Символы «Странника» строятся не только на перифразах и образных сравнениях, но вырастают из прямых словесных значений, тем самым отражая два языковых пласта — два смысла — в самом тексте Писания: «аллегорический» (рациональный аналог «символического») и так называемый грамматический, прямой, являющий реальность происходящего как она есть. В «Страннике» «грамматичность» усиливается «повседневно-разговорным» стилем, насыщенным просторечной лексикой, как бы отражающей доступностъ человеку Бытия Божия. (Таков, например, афоризм 72 из 3-й книги, 80 из 4-й, 32 из 5-й, 196 из 2-й и др.)

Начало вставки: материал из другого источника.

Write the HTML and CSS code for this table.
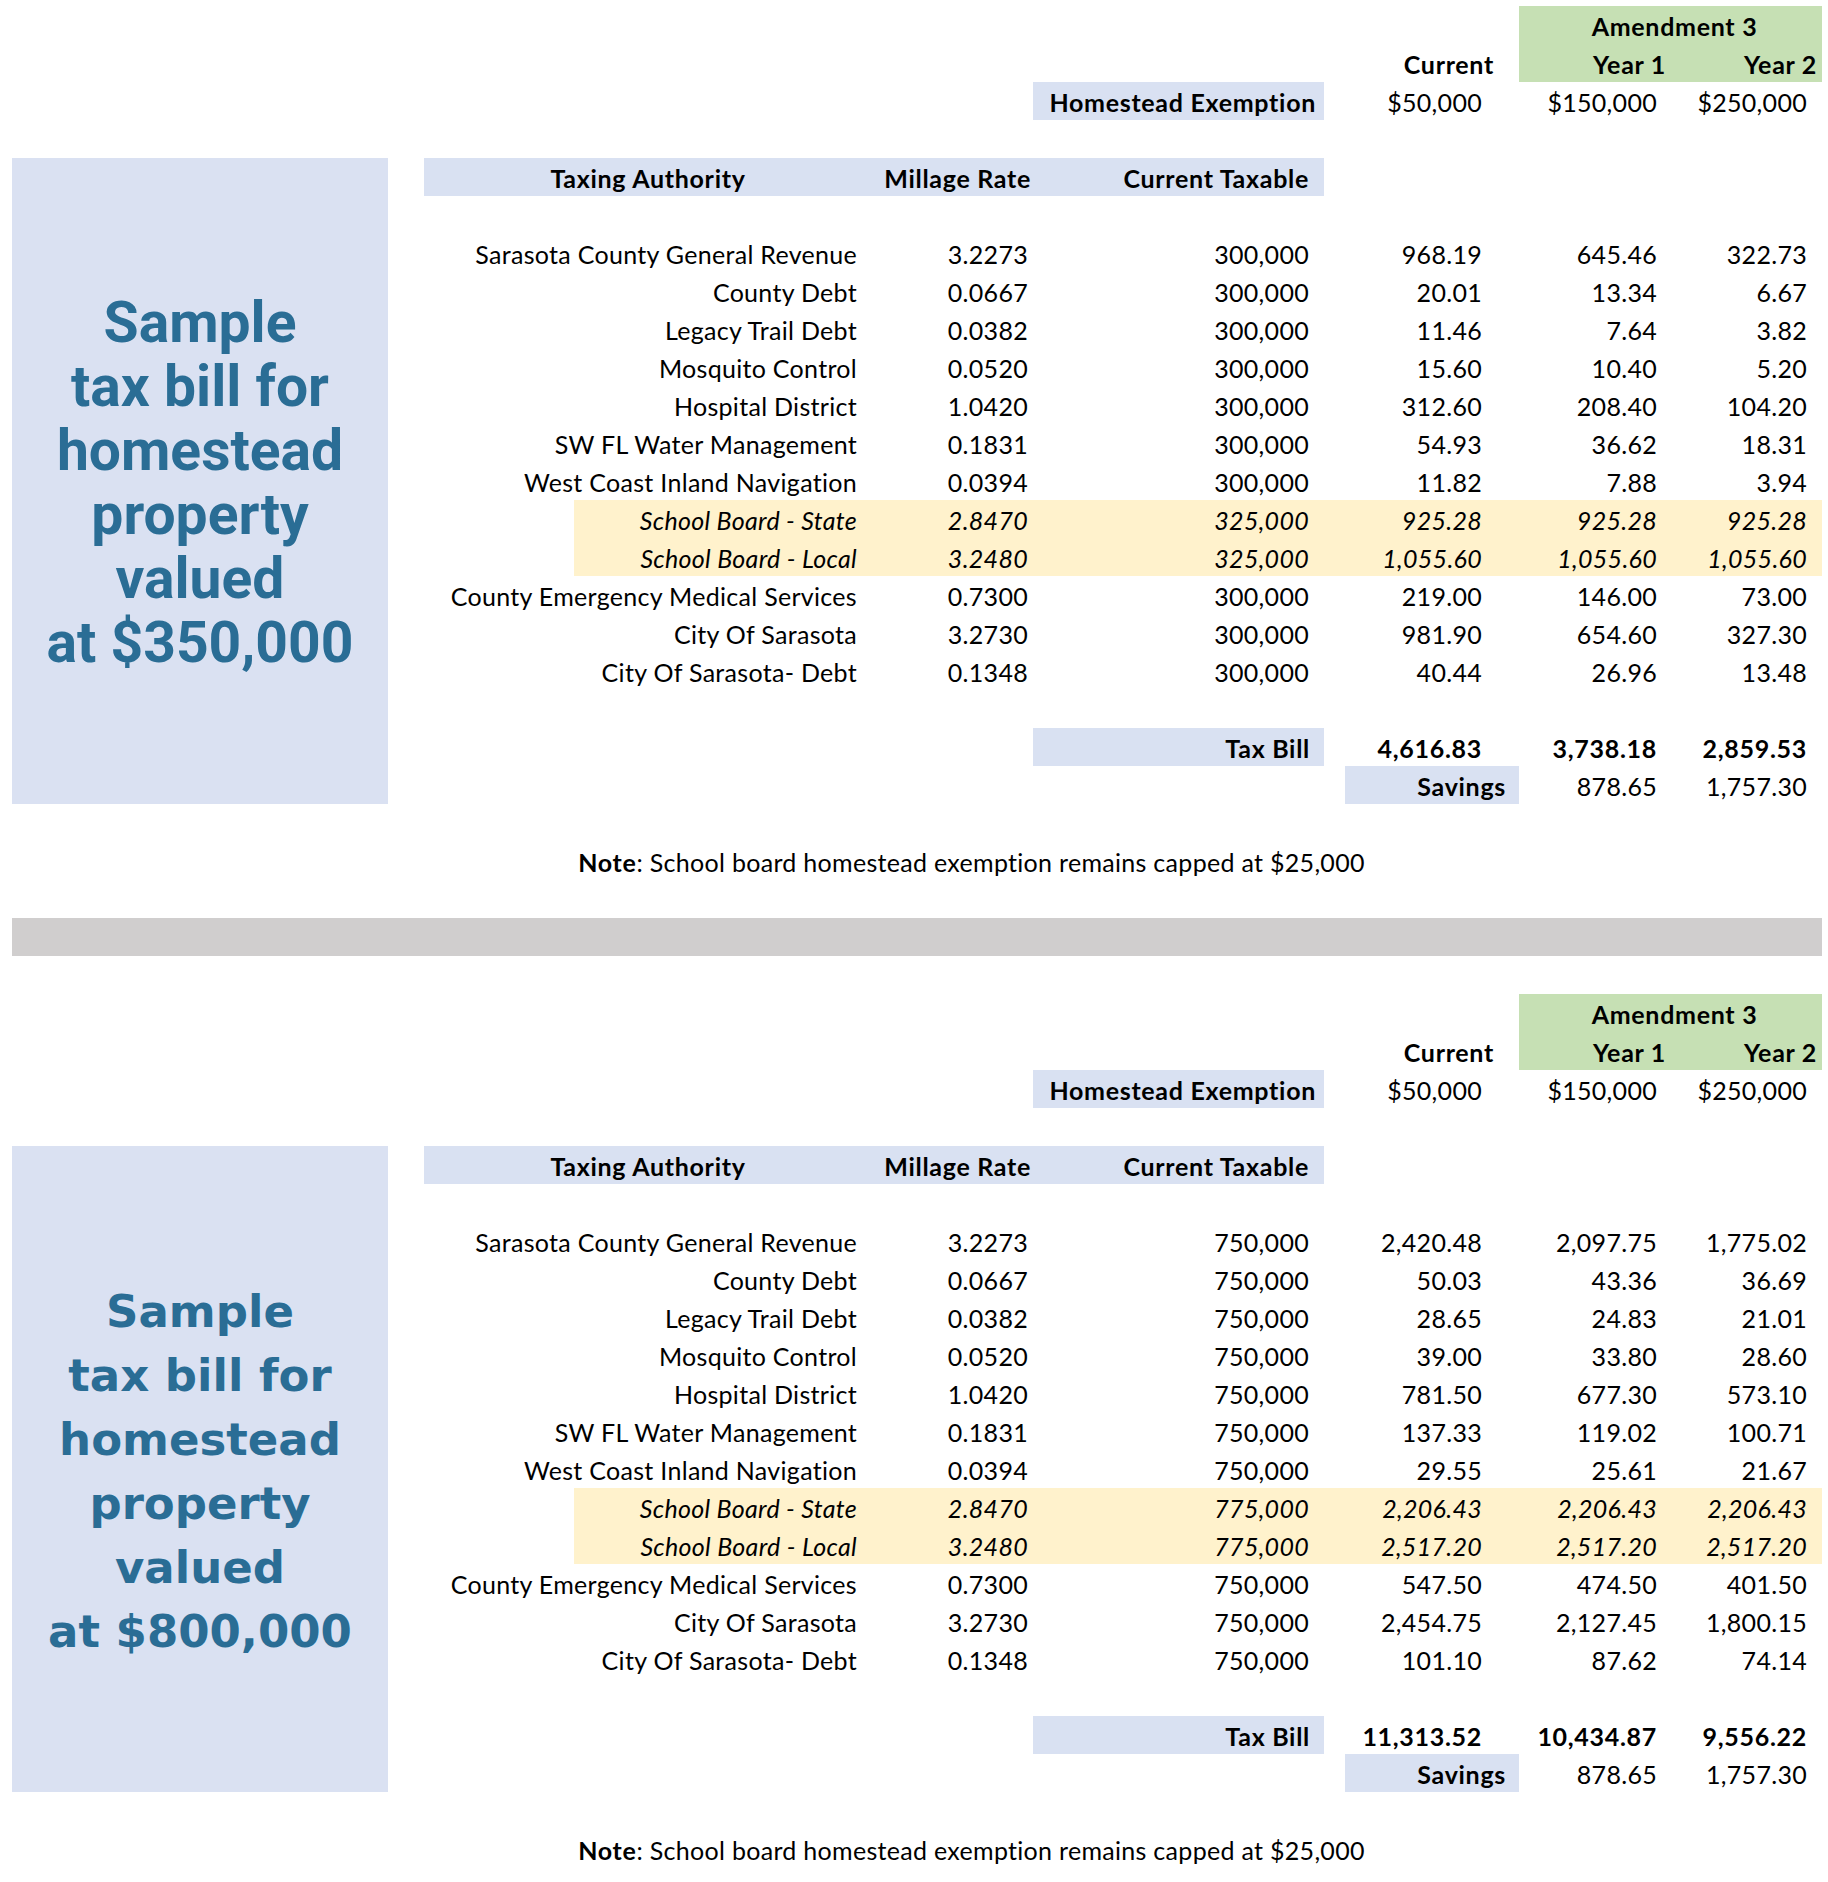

Символична и сама форма афоризма как композиционной структуры, заключенной в парные двустишия, написанные размером александрийского стиха и представляющие собой диалог с читателем, христианином, праведным или грешным, которого Силезий именует «ты», иногда заменяя на «я» или «он». Лирика, будучи сжатой, лаконичной, «собранной» формой поэзии, получает в афоризме свое концентрированное, формульное выражение: две строки составляют минимальное стихотворное единство, благодаря своей краткости стремящееся наиболее точно и остро выявить сущность заключенной в нем мысли, приобретающей поэтому характер остроумия. Две строки и на языковом уровне отражают соотношение земного и небесного, Божественного и человеческого, подчеркнутое словесными повторами и параллельными конструкциями, так что сам язык оказывается здесь слепком бытия. То же самое касается и полустиший, продолжающих антиномическое раздвоение—соединение видимого и невидимого, заданное самим монодистихом. Разновидностью симметричного параллелизма, повторности выступает в ) гих стихах либо антитеза, заключающая в себе противоположность греха и добродетели, суеты и созерцания, мудрости и глупости и т.д., либо перекрестная структура, в поэтике называемая хиазмом, отражающая, в свою очередь, превращение вещей друг в друга, взаимозамецение их, исходной темой коего является идея «Бог — но мне, я — в Боге» (по структуре — хиазм). Хиазмом является и постоянный параллелизм: «время — вечность, вечность — время» и др. Сущность мистического познания — духовное вхождение в невидимое, слияние с Богом в Духе, равенство всех вещей в Боге, интуитивпое постижение Света Божьего через душевную «искорку» — в языковой форме «Херувимского странника» получила свое словоявление . Если у Бёме семантически сближаются созвучные слова, то у Силезия — одинаковые грамматические формы, которые образуют своеобразные «контекстуальные синонимы»: воспринимаемые в духе, все вещи являют собой одно и то же. Так, самая языковая форма «Херувимского странника» представляет собой наиболее адекватное выражение мистического познания .
Влияние Ангела Силезского, наряду с влиянием Бёме, испытал на себе, прежде всего, немецкий романтизм: на «Херувимского странника» обратил внимание Ф. Шлегель, в 1819 г. написав анонимную заметку «Исходные пункты христианского раздумья над изречениями „Херувимского странника”» («Anfangspunkte des rhristlichen Nachdenkens nach den Spruechen des „Cherubinischen Wandersmanns”»); Ф. Рюкерт, по его собственным словам, через Ангела Силезского пришел к мистике брахманизма; А. Шопенгауэр в главном своем произведении «Мир как воля и представление» называл его «достойным восхищения и необозримо глубоким» («bеwunderungswuerdig und unabsehbar tief»). Романтики не просто указывали на Ангела Силезского, все их учение и творчество пронизано его мистикой.